Sterenson explains how he's adapted and how the changes have affected his business.
"I haven’t changed a thing about the way I operate due to commission reductions. I haven’t burned bridges; I haven’t barked up any flagpoles; I haven’t ruffled any feathers," he says. "I was prepared for it, I redoubled my efforts to grow my business as it was happening, and were I not to have a 5-year old and 3-year old at home, I might truly be sleeping better at night as a result."
Sterenson says he made a concerted effort to increase overall group volume, and had he not done so, he thinks he would have felt a hit, particularly because his group make-up is mostly short term.
"While many third parties are booking well into the 2020s, my groups are booked and consumed within the same calendar year," he says. "I’ve seen plenty of 7 percent commission checks so far. They’re pretty obvious, too—they don’t end in whole dollars."
Shawna Suckow, founder and chairman of SPIN: Senior Planners Industry Network, says she doesn't think the reductions are one-offs.
"Just like airlines continued to reduce commissions over time, so will the hotels," she says. "What's scary is that there are very few travel agents around these days. I believe we'll see a sizeable decrease in the number of independent planners and procurement specialists.

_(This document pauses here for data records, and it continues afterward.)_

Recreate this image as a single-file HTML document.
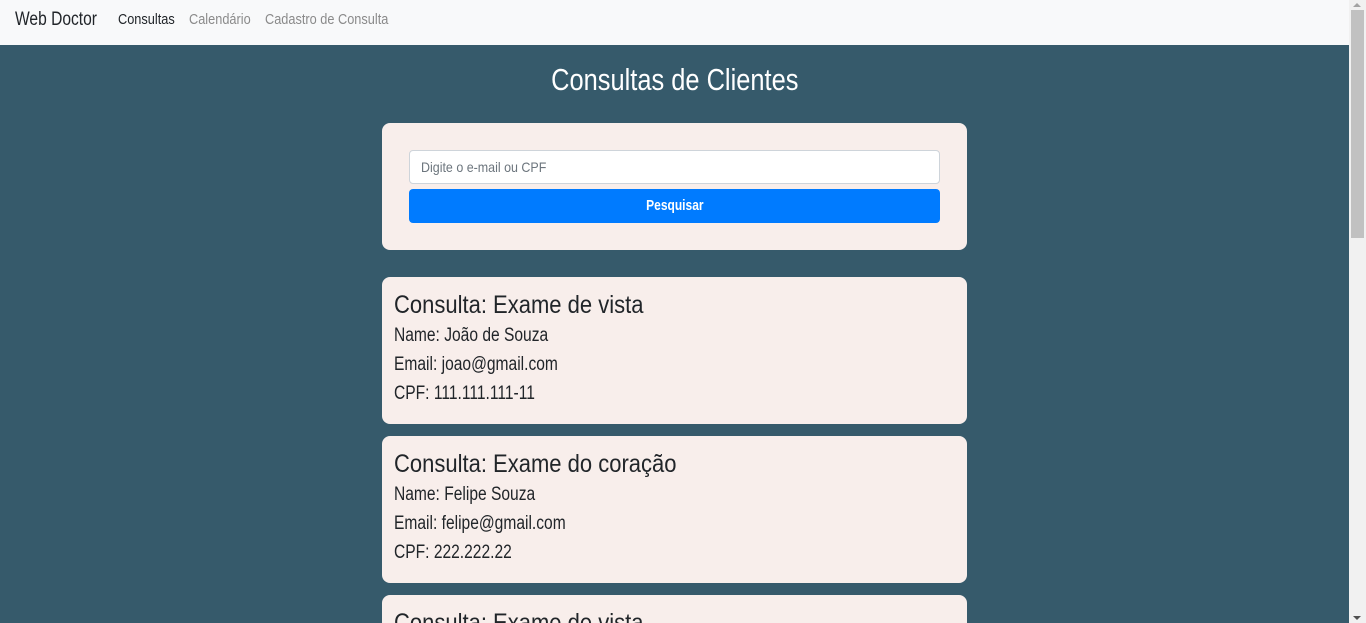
<!DOCTYPE html>
<html><head><meta charset="utf-8"><style>
*{box-sizing:border-box;margin:0;padding:0}
html,body{width:1366px;height:623px;overflow:hidden}
body{font-family:"Liberation Sans Narrow","Liberation Sans",sans-serif;background:#365a6b;position:relative;color:#212529}
.s{display:inline-block;transform-origin:0 0;white-space:nowrap}
.nav{position:absolute;left:0;top:0;width:1349px;height:45px;background:#f8f9fa}
.brand{position:absolute;left:15px;top:9px;font-size:19px;color:#212529}
.nl{position:absolute;top:11px;font-size:15px}
h1{position:absolute;left:0;width:1349px;top:62px;text-align:center;color:#fff;font-weight:normal;font-size:31px}
.card{position:absolute;left:382px;width:585px;background:#f8eeeb;border-radius:8px}
.inp{position:absolute;left:27px;top:27px;width:531px;height:34px;background:#fff;border:1px solid #ced4da;border-radius:4px;font-size:14px;color:#6c757d;padding:8px 11px}
.btn{position:absolute;left:27px;top:66px;width:531px;height:34px;background:#007bff;border-radius:4px;color:#fff;font-size:15px;font-weight:bold;text-align:center;line-height:33px}
.t{position:absolute;left:12px;font-size:25px;top:14px}
.l{position:absolute;left:12px;font-size:19px}
.sb{position:absolute;left:1349px;top:0;width:17px;height:623px;background:#f1f1f1}
.th{position:absolute;left:1351px;top:10px;width:13px;height:228px;background:#c1c1c1}
</style></head><body>
<div class="nav">
<div class="brand"><span class="s" style="transform:scaleX(.82)">Web Doctor</span></div>
<div class="nl" style="left:118px;color:#212529"><span class="s" style="transform:scaleX(.85)">Consultas</span></div>
<div class="nl" style="left:189px;color:#8a8a8a"><span class="s" style="transform:scaleX(.85)">Calendário</span></div>
<div class="nl" style="left:265px;color:#8a8a8a"><span class="s" style="transform:scaleX(.85)">Cadastro de Consulta</span></div>
</div>
<h1><span class="s" style="transform:scaleX(.82);transform-origin:50% 0">Consultas de Clientes</span></h1>
<div class="card" style="top:123px;height:127px">
<div class="inp"><span class="s" style="transform:scaleX(.89)">Digite o e-mail ou CPF</span></div>
<div class="btn"><span class="s" style="transform:scaleX(.8);transform-origin:50% 0">Pesquisar</span></div>
</div>
<div class="card" style="top:277px;height:147px">
<div class="t"><span class="s" style="transform:scaleX(.88)">Consulta: Exame de vista</span></div>
<div class="l" style="top:48px"><span class="s" style="transform:scaleX(.82)">Name: João de Souza</span></div>
<div class="l" style="top:77px"><span class="s" style="transform:scaleX(.82)">Email: joao@gmail.com</span></div>
<div class="l" style="top:106px"><span class="s" style="transform:scaleX(.82)">CPF: 111.111.111-11</span></div>
</div>
<div class="card" style="top:436px;height:147px">
<div class="t"><span class="s" style="transform:scaleX(.88)">Consulta: Exame do coração</span></div>
<div class="l" style="top:48px"><span class="s" style="transform:scaleX(.82)">Name: Felipe Souza</span></div>
<div class="l" style="top:77px"><span class="s" style="transform:scaleX(.82)">Email: felipe@gmail.com</span></div>
<div class="l" style="top:106px"><span class="s" style="transform:scaleX(.82)">CPF: 222.222.22</span></div>
</div>
<div class="card" style="top:595px;height:28px;border-radius:8px 8px 0 0;overflow:hidden">
<div class="t"><span class="s" style="transform:scaleX(.88)">Consulta: Exame de vista</span></div>
</div>
<div class="sb"></div><div class="th"></div>
<div style="position:absolute;left:1353px;top:3px;width:0;height:0;border-left:4px solid transparent;border-right:4px solid transparent;border-bottom:4px solid #a3a3a3"></div>
<div style="position:absolute;left:1353px;top:616px;width:0;height:0;border-left:4px solid transparent;border-right:4px solid transparent;border-top:4px solid #505050"></div>
</body></html>
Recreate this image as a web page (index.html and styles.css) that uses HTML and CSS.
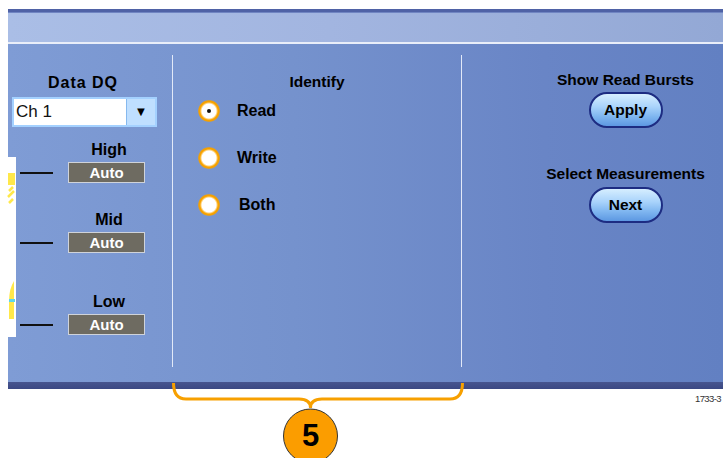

"Those who will survive are the ones who are savvy enough to recoup lost income by proving their value and justifying increased compensation to the corporations who hire them. The only saving grace, ironically, might be the next recession. As hotels get desperate (again) for business, will they increase commissions? Time will tell."
Sterenson has his own thoughts on the future.
"I hesitate to predict the direction of commissions—I’d rather not fuel any self-fulfilling prophecies," he says. "But suffice it to say that I’m not concerned that third parties are being made extinct."